Can we use strategic innovation to tackle development challenges?

June 4, 2020

System transformation is the holy grail of development work. As development professionals, we strive to design and implement solutions that will stand the test of time, resonate through existing systems, and change them for the better. The Strategic Development Goals ask no less of us and so we must rise to the challenge, especially in this time of global upheaval and increasing uncertainty.

But what does it take to transform a system? We are often quick to point to what we believe are the best solutions, based on our experience in development and our assumptions about how all the puzzle pieces that make up a system fit together, regardless of if we are talking about healthcare, governance or another system that forms the foundation of modern societies.

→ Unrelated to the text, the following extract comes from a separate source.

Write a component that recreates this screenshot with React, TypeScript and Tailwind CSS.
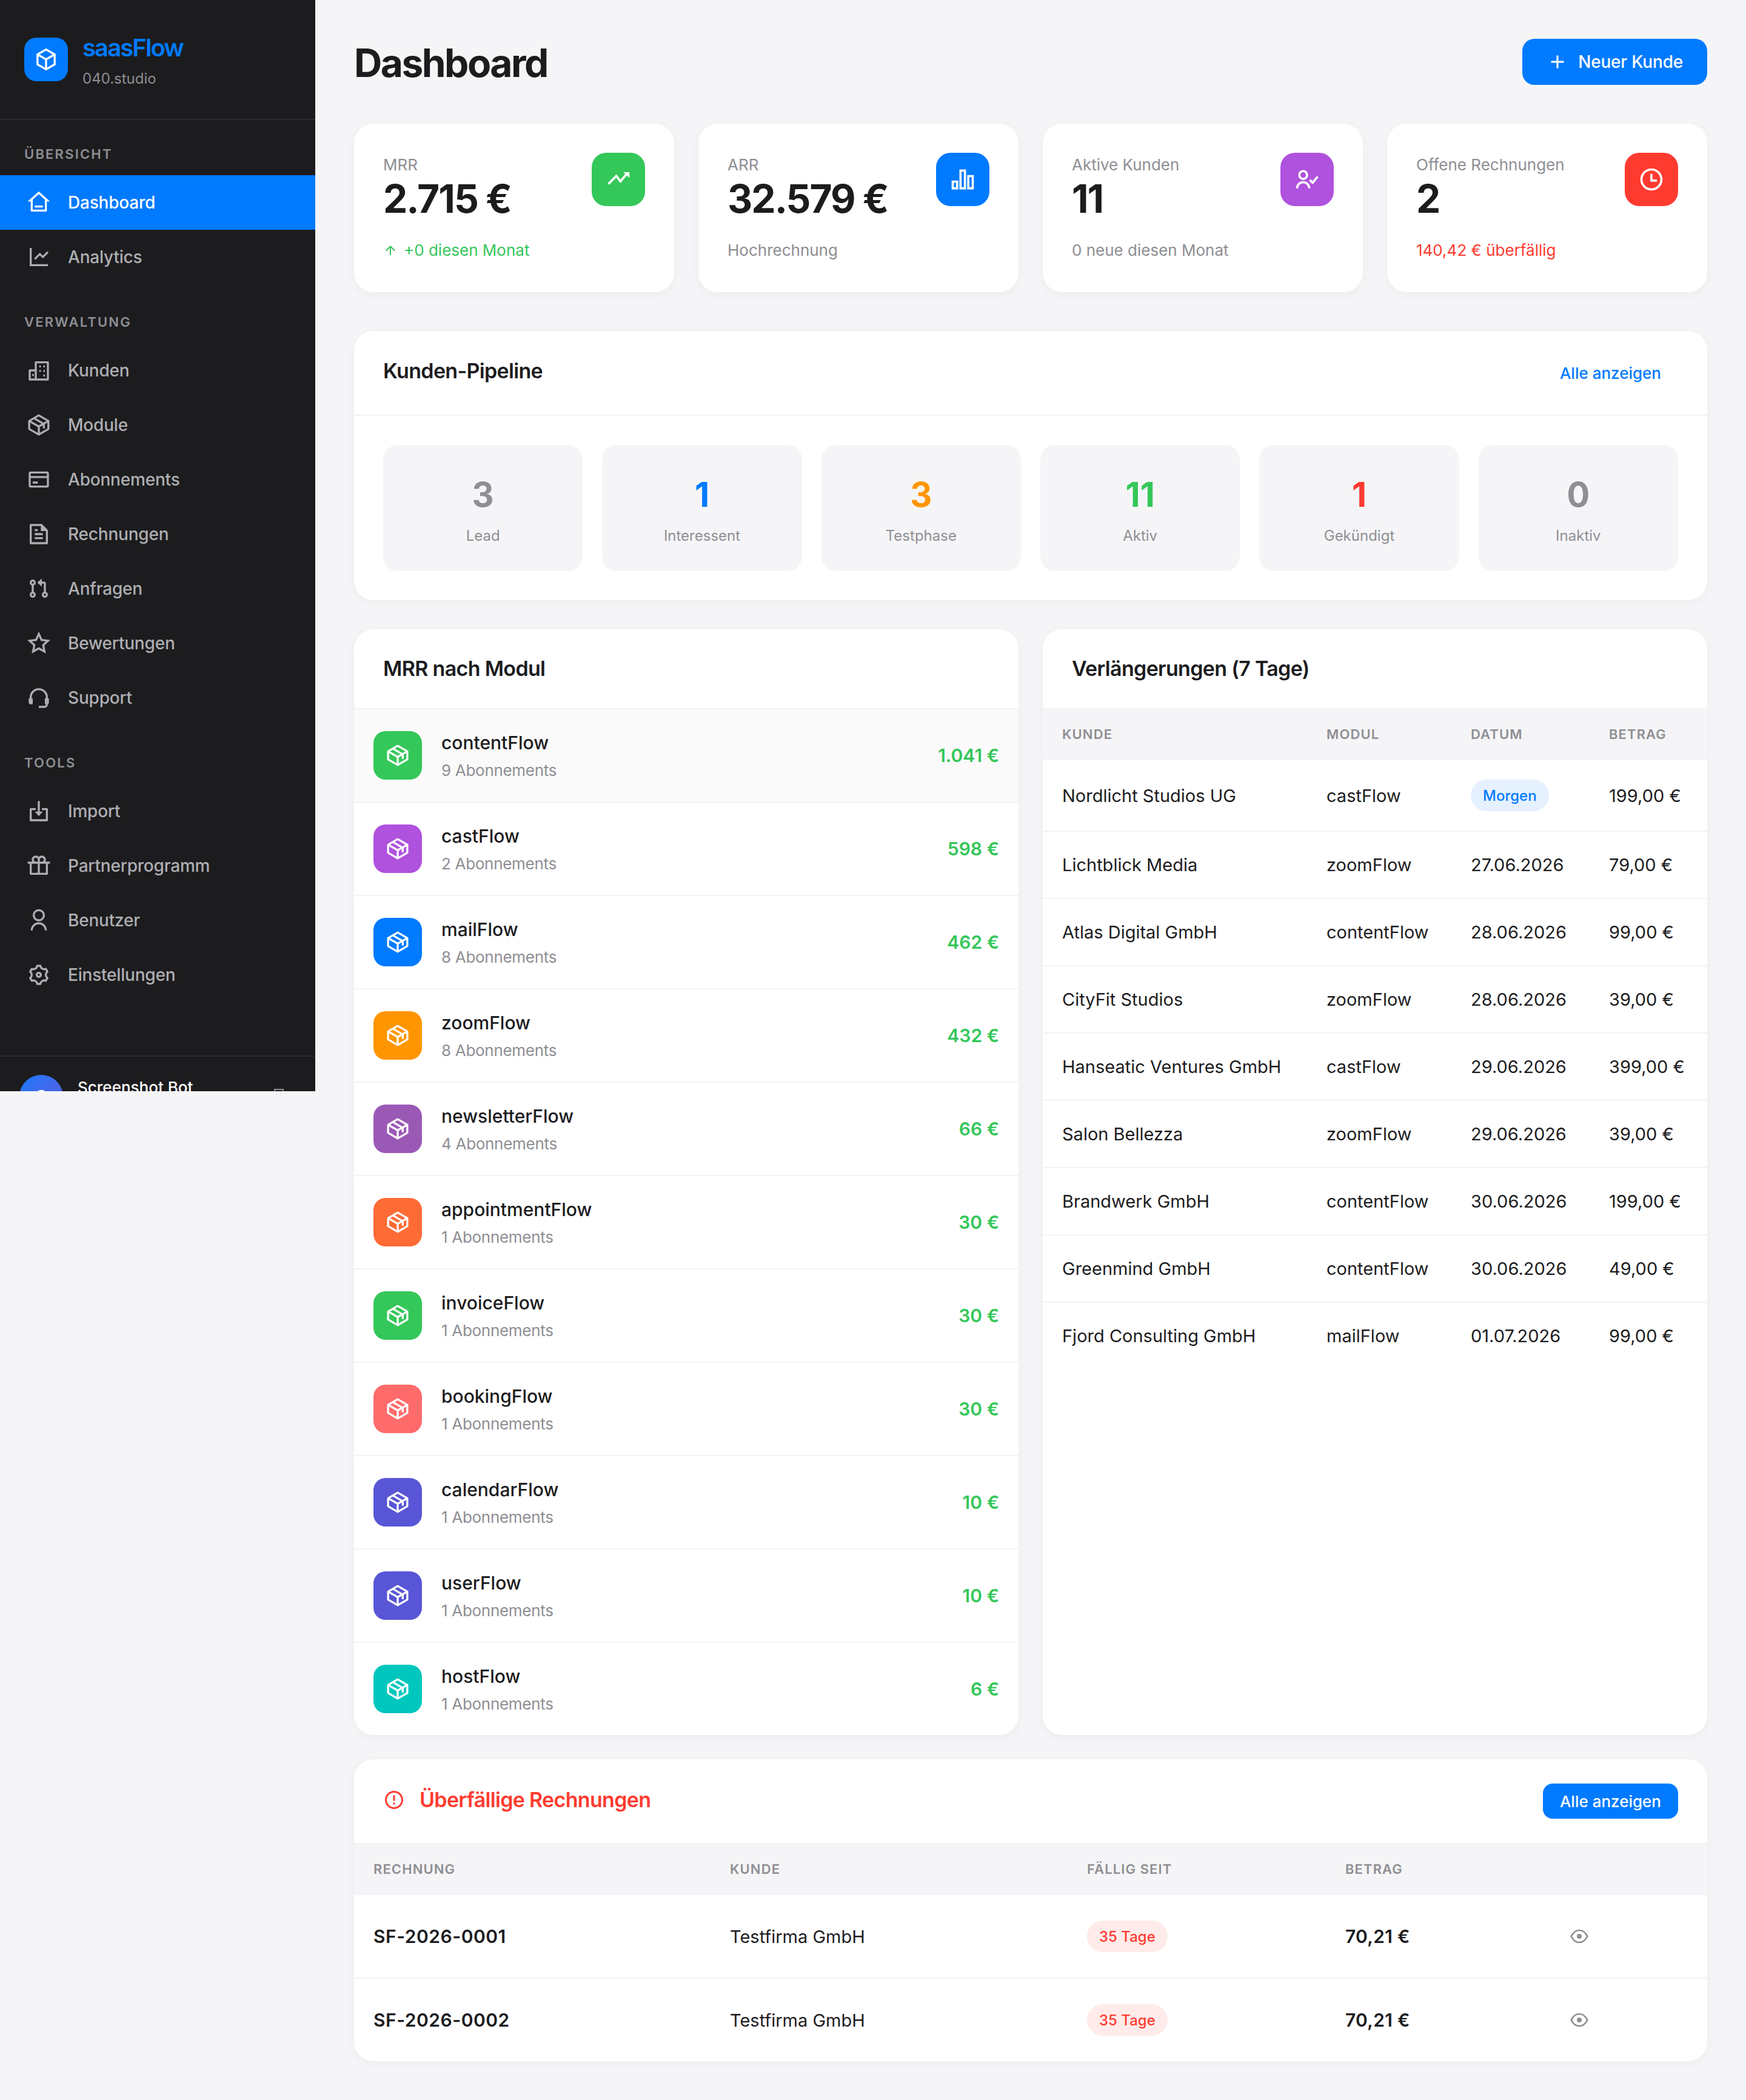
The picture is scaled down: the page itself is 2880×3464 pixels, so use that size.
import React from "react";
import {
  RiHome3Line,
  RiLineChartLine,
  RiBox3Line,
  RiFileTextLine,
  RiGitPullRequestLine,
  RiStarLine,
  RiGiftLine,
  RiUserLine,
  RiSettings3Line,
  RiAddLine,
  RiBarChart2Line,
  RiTimeLine,
  RiArrowUpLine,
  RiErrorWarningLine,
  RiLogoutBoxLine,
} from "react-icons/ri";

type IconProps = { size?: number };

function Svg({ size = 24, children }: { size?: number; children: React.ReactNode }) {
  return (
    <svg width={size} height={size} viewBox="0 0 24 24" fill="none" stroke="currentColor" strokeWidth="2" strokeLinejoin="round">
      {children}
    </svg>
  );
}

function PackageIcon({ size }: IconProps) {
  return (
    <Svg size={size}>
      <path d="M12 2.5 21.5 8v8L12 21.5 2.5 16V8z" />
      <path d="M2.5 8 12 13.5 21.5 8M12 13.5v8" />
      <path d="M7 5.2 17 11v4.5" />
    </Svg>
  );
}

function BuildingIcon({ size }: IconProps) {
  return (
    <Svg size={size}>
      <path d="M3 21v-9h6V4h12v17zM9 12v9" />
      <path d="M12.5 8h1.5M16.5 8H18M12.5 12.5h1.5M16.5 12.5H18M16.5 17H18M5.5 16.5H7" />
    </Svg>
  );
}

function CardIcon({ size }: IconProps) {
  return (
    <Svg size={size}>
      <rect x="3" y="5" width="18" height="14" rx="1" />
      <path d="M3 9.5h18M6 15h5" />
    </Svg>
  );
}

function HeadsetIcon({ size }: IconProps) {
  return (
    <Svg size={size}>
      <path d="M4 13v-1.500a8 8 0 0 1 16 0V13" />
      <path d="M2.500 13h3v5h-1.500a1.500 1.500 0 0 1-1.500-1.500zM21.500 13h-3v5h1.500a1.500 1.500 0 0 0 1.500-1.500z" fill="currentColor" strokeWidth="1" />
      <path d="M20 18v.5a2.500 2.500 0 0 1-2.500 2.500H12" />
    </Svg>
  );
}

function ImportIcon({ size }: IconProps) {
  return (
    <Svg size={size}>
      <path d="M9 10H4v11h16V10h-5" />
      <path d="M12 2v11" />
      <path d="M8 12.500h8l-4 4.500z" fill="currentColor" stroke="none" />
    </Svg>
  );
}

function TrendIcon({ size }: IconProps) {
  return (
    <Svg size={size}>
      <path d="M3 16l7.200-7.200 3.600 5L19.500 7" strokeLinejoin="miter" />
      <path d="M16.500 5.500H22v5.200z" fill="currentColor" stroke="none" />
    </Svg>
  );
}

function UserCheckIcon({ size }: IconProps) {
  return (
    <Svg size={size}>
      <circle cx="8.500" cy="8" r="3.500" />
      <path d="M3 20a5.500 5.500 0 0 1 11 0" />
      <path d="M14.500 12.500l2.500 2.500 4.500-5.500" />
    </Svg>
  );
}

function EyeIcon({ size }: IconProps) {
  return (
    <Svg size={size}>
      <path d="M2 12c2.300-4.800 5.700-7.500 10-7.500s7.700 2.700 10 7.500c-2.300 4.800-5.700 7.500-10 7.500S4.300 16.800 2 12z" />
      <circle cx="12" cy="12" r="3" fill="currentColor" stroke="none" />
    </Svg>
  );
}

type NavItem = { name: string; icon: React.ComponentType<IconProps>; active?: boolean };

const navSections: { label: string; items: NavItem[] }[] = [
  { label: "Übersicht", items: [{ name: "Dashboard", icon: RiHome3Line, active: true }, { name: "Analytics", icon: RiLineChartLine }] },
  {
    label: "Verwaltung",
    items: [
      { name: "Kunden", icon: BuildingIcon },
      { name: "Module", icon: PackageIcon },
      { name: "Abonnements", icon: CardIcon },
      { name: "Rechnungen", icon: RiFileTextLine },
      { name: "Anfragen", icon: RiGitPullRequestLine },
      { name: "Bewertungen", icon: RiStarLine },
      { name: "Support", icon: HeadsetIcon },
    ],
  },
  {
    label: "Tools",
    items: [
      { name: "Import", icon: ImportIcon },
      { name: "Partnerprogramm", icon: RiGiftLine },
      { name: "Benutzer", icon: RiUserLine },
      { name: "Einstellungen", icon: RiSettings3Line },
    ],
  },
];

const stats = [
  { label: "MRR", value: "2.715 €", sub: "+0 diesen Monat", subClass: "text-[#34c759]", up: true, icon: TrendIcon, bg: "bg-[#34c759]" },
  { label: "ARR", value: "32.579 €", sub: "Hochrechnung", subClass: "text-[#8e8e93]", icon: RiBarChart2Line, bg: "bg-[#007aff]" },
  { label: "Aktive Kunden", value: "11", sub: "0 neue diesen Monat", subClass: "text-[#8e8e93]", icon: UserCheckIcon, bg: "bg-[#af52de]" },
  { label: "Offene Rechnungen", value: "2", sub: "140,42 € überfällig", subClass: "text-[#ff3b30]", icon: RiTimeLine, bg: "bg-[#ff3b30]" },
];

const pipeline = [
  { n: "3", label: "Lead", color: "text-[#8e8e93]" },
  { n: "1", label: "Interessent", color: "text-[#007aff]" },
  { n: "3", label: "Testphase", color: "text-[#ff9500]" },
  { n: "11", label: "Aktiv", color: "text-[#34c759]" },
  { n: "1", label: "Gekündigt", color: "text-[#ff3b30]" },
  { n: "0", label: "Inaktiv", color: "text-[#8e8e93]" },
];

const modules = [
  { name: "contentFlow", subs: 9, price: "1.041 €", bg: "bg-[#34c759]" },
  { name: "castFlow", subs: 2, price: "598 €", bg: "bg-[#af52de]" },
  { name: "mailFlow", subs: 8, price: "462 €", bg: "bg-[#007aff]" },
  { name: "zoomFlow", subs: 8, price: "432 €", bg: "bg-[#ff9500]" },
  { name: "newsletterFlow", subs: 4, price: "66 €", bg: "bg-[#9b59b6]" },
  { name: "appointmentFlow", subs: 1, price: "30 €", bg: "bg-[#ff6b35]" },
  { name: "invoiceFlow", subs: 1, price: "30 €", bg: "bg-[#34c759]" },
  { name: "bookingFlow", subs: 1, price: "30 €", bg: "bg-[#ff6b6b]" },
  { name: "calendarFlow", subs: 1, price: "10 €", bg: "bg-[#5856d6]" },
  { name: "userFlow", subs: 1, price: "10 €", bg: "bg-[#5856d6]" },
  { name: "hostFlow", subs: 1, price: "6 €", bg: "bg-[#00c7be]" },
];

const renewals = [
  ["Nordlicht Studios UG", "castFlow", "Morgen", "199,00 €"],
  ["Lichtblick Media", "zoomFlow", "27.06.2026", "79,00 €"],
  ["Atlas Digital GmbH", "contentFlow", "28.06.2026", "99,00 €"],
  ["CityFit Studios", "zoomFlow", "28.06.2026", "39,00 €"],
  ["Hanseatic Ventures GmbH", "castFlow", "29.06.2026", "399,00 €"],
  ["Salon Bellezza", "zoomFlow", "29.06.2026", "39,00 €"],
  ["Brandwerk GmbH", "contentFlow", "30.06.2026", "199,00 €"],
  ["Greenmind GmbH", "contentFlow", "30.06.2026", "49,00 €"],
  ["Fjord Consulting GmbH", "mailFlow", "01.07.2026", "99,00 €"],
];

const thClass = "px-[32px] h-[83px] text-left text-[22px] font-semibold uppercase tracking-[1.1px] text-[#8e8e93] border-b-2 border-[#f2f2f7]";
const h2Class = "text-[34px] leading-[50px] font-semibold tracking-[-0.68px]";

function Sidebar() {
  return (
    <aside className="w-[520px] h-[1800px] shrink-0 overflow-hidden bg-[#1c1c1e] flex flex-col">
      <div className="h-[198px] shrink-0 border-b-2 border-[#2c2c2e] pl-[40px] pt-[55px] flex gap-[24px]">
        <div className="w-[72px] h-[72px] mt-[7px] rounded-[20px] bg-[#007aff] flex items-center justify-center text-white">
          <RiBox3Line size={40} />
        </div>
        <div>
          <div className="text-[40px] leading-[48px] font-semibold tracking-[-1.9px] text-[#007aff]">saasFlow</div>
          <div className="text-[24px] leading-[36px] mt-[9px] text-[#8e8e93]">040.studio</div>
        </div>
      </div>
      <nav className="h-[1543px] shrink-0 pt-[40px]">
        {navSections.map((section) => (
          <div key={section.label} className="mb-[46px]">
            <div className="px-[40px] mb-[18px] text-[22px] leading-[33px] font-semibold uppercase tracking-[2.2px] text-[#8e8e93]">{section.label}</div>
            {section.items.map((item) => {
              const Icon = item.icon;
              return (
                <div
                  key={item.name}
                  className={
                    item.active
                      ? "h-[90px] pl-[40px] flex items-center gap-[24px] bg-[#007aff] text-white text-[28px] font-medium tracking-[-0.2px]"
                      : "h-[90px] pl-[40px] flex items-center gap-[24px] text-[#aeaeb2] text-[28px] font-medium tracking-[-0.2px]"
                  }
                >
                  <span className="w-[48px] flex justify-center">
                    <Icon size={40} />
                  </span>
                  {item.name}
                </div>
              );
            })}
          </div>
        ))}
      </nav>
      <div className="shrink-0 border-t-2 border-[#2c2c2e] px-[32px] pt-[30px] flex gap-[24px]">
        <div className="w-[72px] h-[72px] rounded-full bg-gradient-to-br from-[#007aff] to-[#5856d6] flex items-center justify-center text-white text-[30px] font-semibold">S</div>
        <div className="flex-1 text-[26px] leading-[42px] font-medium text-white">Screenshot Bot</div>
        <span className="mt-[21px] mr-[16px] text-[#8e8e93]">
          <RiLogoutBoxLine size={24} />
        </span>
      </div>
    </aside>
  );
}

function StatCard({ stat }: { stat: (typeof stats)[number] }) {
  const Icon = stat.icon;
  return (
    <div className="h-[278px] rounded-[32px] bg-white shadow-[0_4px_16px_rgba(0,0,0,0.04)] p-[48px] flex justify-between">
      <div>
        <div className="text-[26px] leading-[39px] text-[#8e8e93]">{stat.label}</div>
        <div className="text-[64px] leading-[70px] font-bold tracking-[-2px] text-[#1c1c1e] mt-[2px]">{stat.value}</div>
        <div className={`mt-[30px] text-[26px] leading-[39px] flex items-center gap-[10px] ${stat.subClass}`}>
          {stat.up && <RiArrowUpLine size={24} />}
          {stat.sub}
        </div>
      </div>
      <div className={`w-[88px] h-[88px] rounded-[24px] flex items-center justify-center text-white ${stat.bg}`}>
        <Icon size={44} />
      </div>
    </div>
  );
}

function Card({ className, children }: { className?: string; children: React.ReactNode }) {
  return <div className={`rounded-[32px] bg-white shadow-[0_4px_16px_rgba(0,0,0,0.04)] overflow-hidden ${className ?? ""}`}>{children}</div>;
}

function Dashboard() {
  return (
    <main className="flex-1 min-h-[3464px] p-[64px] bg-[#f5f5f7]">
      <div className="flex items-center justify-between mb-[64px]">
        <h1 className="mt-[4px] text-[64px] leading-[72px] font-bold tracking-[-2.5px] text-[#1c1c1e]">Dashboard</h1>
        <button className="h-[76px] px-[40px] rounded-[20px] bg-[#007aff] text-white text-[28px] font-medium tracking-[-0.2px] flex items-center gap-[16px]">
          <RiAddLine size={36} />
          Neuer Kunde
        </button>
      </div>

      <div className="grid grid-cols-4 gap-[40px] mb-[64px]">
        {stats.map((s) => (
          <StatCard key={s.label} stat={s} />
        ))}
      </div>

      <Card className="mb-[48px]">
        <div className="flex items-center justify-between px-[48px] py-[40px] border-b-2 border-[#f2f2f7]">
          <h2 className={`${h2Class} mb-[6px] text-[#1c1c1e]`}>Kunden-Pipeline</h2>
          <button className="h-[58px] px-[28px] text-[26px] font-medium text-[#007aff]">Alle anzeigen</button>
        </div>
        <div className="grid grid-cols-6 gap-[32px] p-[48px]">
          {pipeline.map((p) => (
            <div key={p.label} className="h-[208px] rounded-[24px] bg-[#f5f5f7] flex flex-col items-center pt-[48px]">
              <div className={`text-[56px] leading-[68px] font-bold ${p.color}`}>{p.n}</div>
              <div className="mt-[16px] text-[24px] leading-[36px] text-[#8e8e93]">{p.label}</div>
            </div>
          ))}
        </div>
      </Card>

      <div className="grid grid-cols-2 gap-[40px] mb-[40px]">
        <Card>
          <div className="px-[48px] py-[40px] border-b-2 border-[#f2f2f7]">
            <h2 className={`${h2Class} text-[#1c1c1e]`}>MRR nach Modul</h2>
          </div>
          {modules.map((m, i) => (
            <div
              key={m.name}
              className={`flex items-center justify-between px-[32px] py-[31px] ${i < modules.length - 1 ? "border-b-2 border-[#f2f2f7]" : ""} ${i === 0 ? "bg-[#fafafa]" : ""}`}
            >
              <div className="flex items-center gap-[32px]">
                <div className={`w-[80px] h-[80px] rounded-[20px] flex items-center justify-center text-white ${m.bg}`}>
                  <PackageIcon size={40} />
                </div>
                <div>
                  <div className="text-[30px] leading-[48px] font-medium text-[#1c1c1e]">{m.name}</div>
                  <div className="mt-[2px] text-[26px] leading-[40px] tracking-[-0.3px] text-[#8e8e93]">{m.subs} Abonnements</div>
                </div>
              </div>
              <div className="text-[30px] font-semibold text-[#34c759]">{m.price}</div>
            </div>
          ))}
        </Card>

        <Card>
          <div className="px-[48px] py-[40px] border-b-2 border-[#f2f2f7]">
            <h2 className={`${h2Class} text-[#1c1c1e]`}>Verlängerungen (7 Tage)</h2>
          </div>
          <table className="w-full table-fixed border-collapse">
            <colgroup>
              <col className="w-[436px]" />
              <col className="w-[238px]" />
              <col className="w-[228px]" />
              <col className="w-[194px]" />
            </colgroup>
            <thead className="bg-[#f5f5f7]">
              <tr>
                <th className={thClass}>Kunde</th>
                <th className={thClass}>Modul</th>
                <th className={thClass}>Datum</th>
                <th className={thClass}>Betrag</th>
              </tr>
            </thead>
            <tbody>
              {renewals.map((r, i) => (
                <tr key={r[0]} className={`text-[29px] leading-[45px] text-[#1c1c1e] ${i < renewals.length - 1 ? "border-b-2 border-[#f2f2f7]" : ""}`}>
                  <td className="px-[32px] py-[32px] whitespace-nowrap">{r[0]}</td>
                  <td className="px-[32px] py-[32px] whitespace-nowrap">{r[1]}</td>
                  <td className="px-[32px] py-[32px] whitespace-nowrap">
                    {r[2] === "Morgen" ? (
                      <span className="inline-flex h-[52px] items-center px-[20px] rounded-full bg-[#e5f1ff] text-[24px] font-medium text-[#007aff]">Morgen</span>
                    ) : (
                      r[2]
                    )}
                  </td>
                  <td className="pl-[32px] py-[32px] whitespace-nowrap">{r[3]}</td>
                </tr>
              ))}
            </tbody>
          </table>
        </Card>
      </div>

      <Card>
        <div className="flex items-center justify-between px-[48px] py-[40px] border-b-2 border-[#f2f2f7]">
          <h2 className={`${h2Class} mb-[4px] flex items-center gap-[24px] text-[#ff3b30]`}>
            <RiErrorWarningLine size={36} />
            Überfällige Rechnungen
          </h2>
          <button className="h-[58px] px-[28px] rounded-[16px] bg-[#007aff] text-[26px] font-medium text-white">Alle anzeigen</button>
        </div>
        <table className="w-full table-fixed border-collapse">
          <colgroup>
            <col className="w-[588px]" />
            <col className="w-[589px]" />
            <col className="w-[426px]" />
            <col className="w-[350px]" />
            <col className="w-[279px]" />
          </colgroup>
          <thead className="bg-[#f5f5f7]">
            <tr>
              <th className={thClass}>Rechnung</th>
              <th className={thClass}>Kunde</th>
              <th className={thClass}>Fällig seit</th>
              <th className={thClass}>Betrag</th>
              <th className={thClass}></th>
            </tr>
          </thead>
          <tbody>
            {["SF-2026-0001", "SF-2026-0002"].map((id, i) => (
              <tr key={id} className={`text-[29px] leading-[45px] text-[#1c1c1e] ${i === 0 ? "border-b-2 border-[#f2f2f7]" : ""}`}>
                <td className="px-[32px] py-[32px] text-[30px] font-semibold tracking-[0.5px]">{id}</td>
                <td className="px-[32px] py-[32px]">Testfirma GmbH</td>
                <td className="px-[32px] py-[32px]">
                  <span className="inline-flex h-[52px] items-center px-[20px] rounded-full bg-[#ffebea] text-[24px] font-medium text-[#ff3b30]">35 Tage</span>
                </td>
                <td className="px-[32px] py-[32px] text-[30px] font-semibold tracking-[0.3px]">70,21 €</td>
                <td className="px-[32px] py-[32px]">
                  <button className="w-[72px] h-[72px] flex items-center justify-center text-[#8e8e93]">
                    <EyeIcon size={32} />
                  </button>
                </td>
              </tr>
            ))}
          </tbody>
        </table>
      </Card>
    </main>
  );
}

export default function App() {
  return (
    <div className="flex items-start w-[2880px] min-h-[3464px] bg-[#f5f5f7] font-[family-name:Inter,sans-serif] antialiased">
      <Sidebar />
      <Dashboard />
    </div>
  );
}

Yet, in our rush to deliver, to satisfy targets, to meet deadlines, we often forget to stop and think, to re-examine our assumptions about how the world works. But we cannot build better solutions without a foundation of accurate assumptions and we cannot lay that foundation without a deliberate sensemaking process that requires both time and intellectual effort.

COVID-19 is not only challenging our assumptions about long-standing systems, but it is also increasing the urgency of systemic transformation. Though the impact of the pandemic on human development is overwhelmingly negative, there is a thin silver lining shining through as the world slows down: the time to pause and reflect, to re-assess outdated schemas and weave better ones. At UNDP North Macedonia, we decided to make the best of that time to pioneer the first fully digital UNDP sensemaking workshop, applying the Systems Transformation Framework developed by the CHÔRA Foundation to our strategic planning process and our response to COVID-19.